If you were in a position to persuade another person, explain whether or not you would slant information in such a way as to make your point seem more credible if you sincerely believed that your position was correct. Discuss the primary ethical dilemmas that this scenario could cause for both you and the person whom you are trying to persuade.
RESPOND TO FOLLOWING STATEMENT:
For the car scenario, here is my opinon:
As a salesperson myself, I do trust sales people who seem experienced and understand that giving knowledge and not high pressure gets sales. Therefore, if the sales person has been with the dealership for a while and is taking a more consultative approach, I would feel that I am dealing with a professional who also understands that truth now gets this sale, future sales and referral sales.
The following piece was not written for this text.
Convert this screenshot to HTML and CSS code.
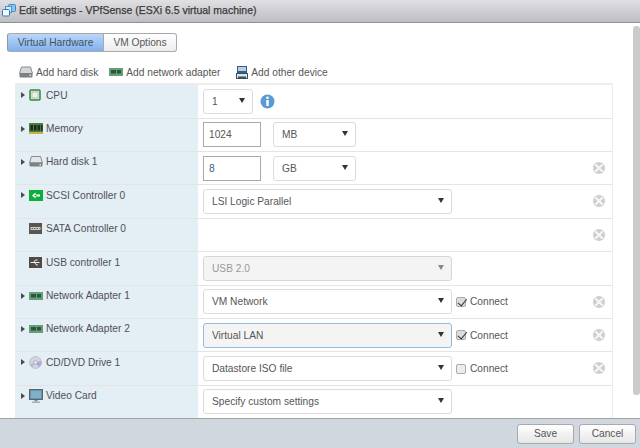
FILE: index.html
```html
<!DOCTYPE html>
<html lang="en">
<head>
<meta charset="utf-8">
<title>Edit settings</title>
<link rel="stylesheet" href="styles.css">
</head>
<body>
<div class="dialog">
  <header class="titlebar">
    <svg class="title-icon" width="14" height="14" viewBox="0 0 14 14"><rect x="6.500" y="1.500" width="7" height="7" rx="1" fill="#8cc4ee" stroke="#3f88c5"/><rect x="3.500" y="3.500" width="6" height="6" fill="#d4ebfa" stroke="#4d93c9"/><rect x=".5" y="6.500" width="7" height="6.500" rx="1" fill="#f4fafe" stroke="#2f7cbc"/></svg>
    <span>Edit settings - VPfSense (ESXi 6.5 virtual machine)</span>
  </header>
  <main class="content">
    <div class="tabs">
      <div class="tab active">Virtual Hardware</div>
      <div class="tab">VM Options</div>
    </div>
    <div class="toolbar">
      <div class="tool">
        <svg width="14" height="12" viewBox="0 0 14 12"><path d="M2.500 1h9l2 6.500H.5z" fill="#d3d7da" stroke="#868c92"/><rect x=".5" y="7" width="13" height="4.500" rx="1" fill="#7a8288"/><rect x="10.500" y="8.500" width="1.500" height="1.500" fill="#dfe5e8"/></svg>
        <span>Add hard disk</span>
      </div>
      <div class="tool">
        <svg width="14" height="8" viewBox="0 0 14 8"><rect width="14" height="8" fill="#62a177"/><rect x="2" y="2" width="5" height="3.500" fill="#33533c"/><rect x="8" y="2" width="4" height="3.500" fill="#33533c"/></svg>
        <span>Add network adapter</span>
      </div>
      <div class="tool">
        <svg width="12" height="13" viewBox="0 0 12 13"><rect x="1.500" y=".5" width="9" height="6" fill="#b9cfe0" stroke="#2f5f8c"/><rect x="1.500" y="5" width="9" height="2" fill="#2f5f8c"/><rect x=".5" y="7.500" width="11" height="5" fill="#dde4e8" stroke="#3b4f5e"/><rect x="2" y="10.500" width="8" height="1.500" fill="#3b4f5e"/></svg>
        <span>Add other device</span>
      </div>
    </div>
    <div class="hw-table">

      <div class="row">
        <div class="label"><div class="line">
          <i class="caret"></i>
          <span class="icon-box"><svg width="12" height="12" viewBox="0 0 12 12"><rect x="1" y="1" width="10" height="10" rx="1" fill="#e4ebe2" stroke="#2f8a3c" stroke-width="1.500"/><rect x="3" y="3" width="6" height="6" fill="#eef0ea" stroke="#94a894" stroke-width=".6"/></svg></span>
          <span>CPU</span>
        </div></div>
        <div class="value">
          <div class="select w-cpu"><span>1</span><i class="arrow"></i></div>
          <svg class="info" width="15" height="15" viewBox="0 0 15 15"><circle cx="7.500" cy="7.500" r="7" fill="#5b9bd5"/><circle cx="7.500" cy="3.800" r="1.300" fill="#fff"/><rect x="6.300" y="6" width="2.400" height="6" fill="#fff"/></svg>
        </div>
      </div>

      <div class="row">
        <div class="label"><div class="line">
          <i class="caret"></i>
          <span class="icon-box"><svg width="14" height="11" viewBox="0 0 14 11"><rect width="14" height="9" fill="#4a7d42"/><rect x="1.500" y="2" width="2.500" height="5.500" fill="#1d2a1d"/><rect x="5" y="2" width="2.500" height="5.500" fill="#1d2a1d"/><rect x="8.500" y="2" width="2.500" height="5.500" fill="#1d2a1d"/><rect x="12" y="2" width="1.500" height="5.500" fill="#1d2a1d"/><rect y="9" width="14" height="2" fill="#c8b53f"/></svg></span>
          <span>Memory</span>
        </div></div>
        <div class="value">
          <div class="input">1024</div>
          <div class="select w-unit"><span>MB</span><i class="arrow"></i></div>
        </div>
      </div>

      <div class="row">
        <div class="label"><div class="line">
          <i class="caret"></i>
          <span class="icon-box"><svg width="14" height="11" viewBox="0 0 14 11"><path d="M2.500.5h9l2 6.500H.5z" fill="#e3e6e8" stroke="#868c92"/><rect x=".5" y="6.500" width="13" height="4" rx="1" fill="#7a8288"/><rect x="10.500" y="8" width="1.500" height="1.500" fill="#dfe5e8"/></svg></span>
          <span>Hard disk 1</span>
        </div></div>
        <div class="value">
          <div class="input blue">8</div>
          <div class="select w-unit"><span>GB</span><i class="arrow"></i></div>
          <i class="remove"></i>
        </div>
      </div>

      <div class="row">
        <div class="label"><div class="line">
          <i class="caret"></i>
          <span class="icon-box"><svg width="14" height="11" viewBox="0 0 14 11"><rect width="14" height="11" fill="#0cae3a"/><path d="M3 5.500 6.500 2.500v2h4.500v2H6.500v2z" fill="#fff"/><rect x="5.500" y="5" width="2" height="1" fill="#0cae3a"/></svg></span>
          <span>SCSI Controller 0</span>
        </div></div>
        <div class="value">
          <div class="select w-wide"><span>LSI Logic Parallel</span><i class="arrow"></i></div>
          <i class="remove"></i>
        </div>
      </div>

      <div class="row">
        <div class="label no-caret"><div class="line">
          <span class="icon-box"><svg width="13" height="11" viewBox="0 0 13 11"><rect width="13" height="11" fill="#5a5550"/><rect x="1.500" y="4" width="10" height="3" fill="#cfcfcf"/><path d="M2.500 5.500h8" stroke="#5a5550" stroke-dasharray="1.500 1"/></svg></span>
          <span>SATA Controller 0</span>
        </div></div>
        <div class="value">
          <i class="remove"></i>
        </div>
      </div>

      <div class="row">
        <div class="label no-caret"><div class="line">
          <span class="icon-box"><svg width="13" height="11" viewBox="0 0 13 11"><rect width="13" height="11" fill="#4f4a46"/><path d="M1.500 5.500h9M4.500 5.500 6.500 3h2M5.500 5.500 7.500 8h1.500" stroke="#f0f0f0" fill="none"/></svg></span>
          <span>USB controller 1</span>
        </div></div>
        <div class="value">
          <div class="select w-wide disabled"><span>USB 2.0</span><i class="arrow"></i></div>
        </div>
      </div>

      <div class="row">
        <div class="label"><div class="line">
          <i class="caret"></i>
          <span class="icon-box"><svg width="14" height="8" viewBox="0 0 14 8"><rect width="14" height="8" fill="#62a177"/><rect x="2" y="2" width="5" height="3.500" fill="#33533c"/><rect x="8" y="2" width="4" height="3.500" fill="#33533c"/></svg></span>
          <span>Network Adapter 1</span>
        </div></div>
        <div class="value">
          <div class="select w-wide"><span>VM Network</span><i class="arrow"></i></div>
          <label class="connect"><i class="check on"></i><span>Connect</span></label>
          <i class="remove"></i>
        </div>
      </div>

      <div class="row">
        <div class="label"><div class="line">
          <i class="caret"></i>
          <span class="icon-box"><svg width="14" height="8" viewBox="0 0 14 8"><rect width="14" height="8" fill="#62a177"/><rect x="2" y="2" width="5" height="3.500" fill="#33533c"/><rect x="8" y="2" width="4" height="3.500" fill="#33533c"/></svg></span>
          <span>Network Adapter 2</span>
        </div></div>
        <div class="value">
          <div class="select w-wide focus"><span>Virtual LAN</span><i class="arrow"></i></div>
          <label class="connect"><i class="check on"></i><span>Connect</span></label>
          <i class="remove"></i>
        </div>
      </div>

      <div class="row">
        <div class="label"><div class="line">
          <i class="caret"></i>
          <span class="icon-box"><svg width="13" height="13" viewBox="0 0 13 13"><circle cx="6.500" cy="6.500" r="6" fill="#d3d4dc" stroke="#b0b0b8" stroke-width=".6"/><path d="M6.500 6.500 12.300 5a6 6 0 0 1-2.500 6z" fill="#bba4d8"/><path d="M6.500 6.500 1 8a6 6 0 0 0 2.500 3.300z" fill="#a8c0dc"/><circle cx="6.500" cy="6.500" r="1.600" fill="#fff" stroke="#888" stroke-width=".6"/></svg></span>
          <span>CD/DVD Drive 1</span>
        </div></div>
        <div class="value">
          <div class="select w-wide"><span>Datastore ISO file</span><i class="arrow"></i></div>
          <label class="connect"><i class="check"></i><span>Connect</span></label>
          <i class="remove"></i>
        </div>
      </div>

      <div class="row">
        <div class="label"><div class="line">
          <i class="caret"></i>
          <span class="icon-box"><svg width="14" height="14" viewBox="0 0 14 14"><rect x=".5" y=".5" width="13" height="10" fill="#6b93a8" stroke="#56656f"/><rect x="2" y="2" width="10" height="7" fill="#7fb0c8"/><rect x="5.500" y="11" width="3" height="1.500" fill="#7b8a94"/><rect x="3" y="12.500" width="8" height="1.500" fill="#a5b0b8"/></svg></span>
          <span>Video Card</span>
        </div></div>
        <div class="value">
          <div class="select w-wide"><span>Specify custom settings</span><i class="arrow"></i></div>
        </div>
      </div>

    </div>
    <div class="scrollbar"></div>
  </main>
  <footer class="footer">
    <button class="btn">Save</button>
    <button class="btn">Cancel</button>
  </footer>
</div>
</body>
</html>
```

FILE: styles.css
```css
* { box-sizing: border-box; }
html, body { margin: 0; height: 100%; }
body {
  font-family: "Liberation Sans", Arial, sans-serif;
  font-size: 10.200px;
  color: #565656;
  background: #fff;
  overflow: hidden;
}
.dialog {
  width: 640px;
  height: 448px;
  display: flex;
  flex-direction: column;
}
.titlebar {
  height: 23px;
  flex: none;
  display: flex;
  align-items: center;
  gap: 3px;
  padding: 0 0 2px 2px;
  background: linear-gradient(#dfdfe4, #bebfc2);
  border-bottom: 1px solid #8f9092;
  font-size: 10.500px;
  color: #3a3a3a;
  -webkit-text-stroke: .25px #3a3a3a;
}
.content {
  position: relative;
  flex: 1;
  min-height: 0;
  overflow: hidden;
  padding: 10px 27px 0 7px;
}
.tabs { display: flex; height: 19px; width: 170px; }
.tab {
  display: flex;
  align-items: center;
  justify-content: center;
  width: 73px;
  border: 1px solid #a9a9a9;
  border-left: 0;
  border-radius: 0 3px 3px 0;
  background: linear-gradient(#fff, #ececec);
  color: #565656;
}
.tab.active {
  width: 97px;
  border-left: 1px solid #8a9aaa;
  border-radius: 3px 0 0 3px;
  background: linear-gradient(#bcd6f7, #7fb2ee);
  color: #44505c;
}
.toolbar {
  display: flex;
  align-items: center;
  height: 18px;
  margin: 11px 0 2px;
  padding-left: 12px;
  gap: 11px;
}
.tool { display: flex; align-items: center; gap: 3px; }
.tool:nth-child(3) { margin-left: 5px; }
.hw-table {
  margin-left: 8px;
  width: 598px;
  border: 1px solid #ececec;
  border-bottom: 0;
  border-top-width: 2px;
}
.row {
  display: flex;
  height: 33.400px;
  border-bottom: 1px solid #e4e4e4;
}
.row:first-child { height: 33.600px; }
.label {
  width: 182px;
  flex: none;
  padding: 3px 0 0 5px;
  background: #e4eef5;
  color: #50505a;
}
.label.no-caret { padding-left: 13px; }
.line {
  display: flex;
  align-items: center;
  height: 14px;
}
.caret {
  flex: none;
  width: 0;
  height: 0;
  margin-right: 4px;
  border-left: 4px solid #4a4a4a;
  border-top: 3px solid transparent;
  border-bottom: 3px solid transparent;
}
.icon-box {
  flex: none;
  display: flex;
  align-items: center;
  width: 17px;
}
.value {
  position: relative;
  flex: 1;
  display: flex;
  align-items: center;
  padding: 0 0 0 5px;
}
.select {
  position: relative;
  display: flex;
  align-items: center;
  height: 25px;
  padding-left: 8px;
  border: 1px solid #dcdcdc;
  border-radius: 3px;
  background: #fff;
}
.select.focus { border-color: #8fbce6; background: #f4f4f4; }
.select.disabled { background: #f4f4f4; color: #999; border-color: #d8d8d8; }
.w-cpu { width: 50px; }
.w-unit { width: 83px; margin-left: 12px; }
.w-wide { width: 249px; }
.arrow {
  position: absolute;
  right: 7px;
  top: 8px;
  width: 0;
  height: 0;
  border-left: 3.500px solid transparent;
  border-right: 3.500px solid transparent;
  border-top: 5px solid #333;
}
.disabled .arrow { border-top-color: #888; }
.input {
  display: flex;
  align-items: center;
  width: 58px;
  height: 25px;
  padding-left: 5px;
  border: 1px solid #aaa;
  background: #fff;
}
.input.blue { color: #3b5f86; }
.info { margin-left: 7px; }
.connect { display: flex; align-items: center; gap: 4px; margin-left: 4px; }
.check {
  position: relative;
  width: 10px;
  height: 10px;
  border: 1px solid #aaa;
  border-radius: 2px;
  background: #ececec;
}
.check.on { background: #dcdcdc; }
.check.on::after {
  content: "";
  position: absolute;
  left: 2.500px;
  top: -1px;
  width: 4px;
  height: 7.500px;
  border: solid #333;
  border-width: 0 1.800px 1.800px 0;
  transform: rotate(40deg);
}
.remove {
  position: absolute;
  right: 7px;
  top: 10px;
  width: 12px;
  height: 12px;
  border-radius: 50%;
  background:
    linear-gradient(45deg, transparent 42%, #f4f4f4 42%, #f4f4f4 58%, transparent 58%) center / 8px 8px no-repeat,
    linear-gradient(-45deg, transparent 42%, #f4f4f4 42%, #f4f4f4 58%, transparent 58%) center / 8px 8px no-repeat,
    #cfcfcf;
}
.scrollbar {
  position: absolute;
  right: 0;
  top: 3px;
  width: 7px;
  height: 369px;
  border-radius: 3px;
  background: #cbcbcb;
}
.footer {
  height: 30px;
  flex: none;
  display: flex;
  justify-content: flex-end;
  align-items: center;
  gap: 5px;
  padding: 0 4px 0 0;
  background: #d1d7de;
  border-top: 1px solid #a3a3a3;
}
.btn {
  width: 57px;
  height: 20px;
  padding: 0;
  font: inherit;
  color: #565656;
  border: 1px solid #a9a9a9;
  border-radius: 3px;
  background: linear-gradient(#fff, #e6e6e6);
}
```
However, if the salesperson is new, I would have less faith because they do not have enough experience.
For the dealer’s website, I would trust the information on the website as far as features and benefits because of laws about truth in advertising and the fact that most dealerships have to be monitored by the brand they represent for truthfulness.
As far as social media and a work associate, I would not look here for information per se on the vehicle but instead look for trends of opinions from other buyers of the same vehicle. If I saw 100 reviews and 99 were great but 1 was bad, I would research the bad one a little more but, in the end, trust the 99 good ones. However, if from those 100 reviews, 18 had a similar issue, it would also make me worried about buying that car without written assurances that the issue has been resolved universally for the car type.
As far as a close friend, what I believe from them depends on their experience with the model of the car. If they own or have owned something by that manufacturer and especially the model I am looking at or they have a close relative or friend who has, I consider that first hand knowledge and if it is a friend who’s opinion I trust then I would certainly take what they say to be truthful and keep it in mind for my opinion. However, if what they tell me is that their neighbor’s best friend’s dog owner’s wife’s boss from 10 years ago had one of these cars and didn’t like it, there are too many degrees of seperation and I would not believe it as mich.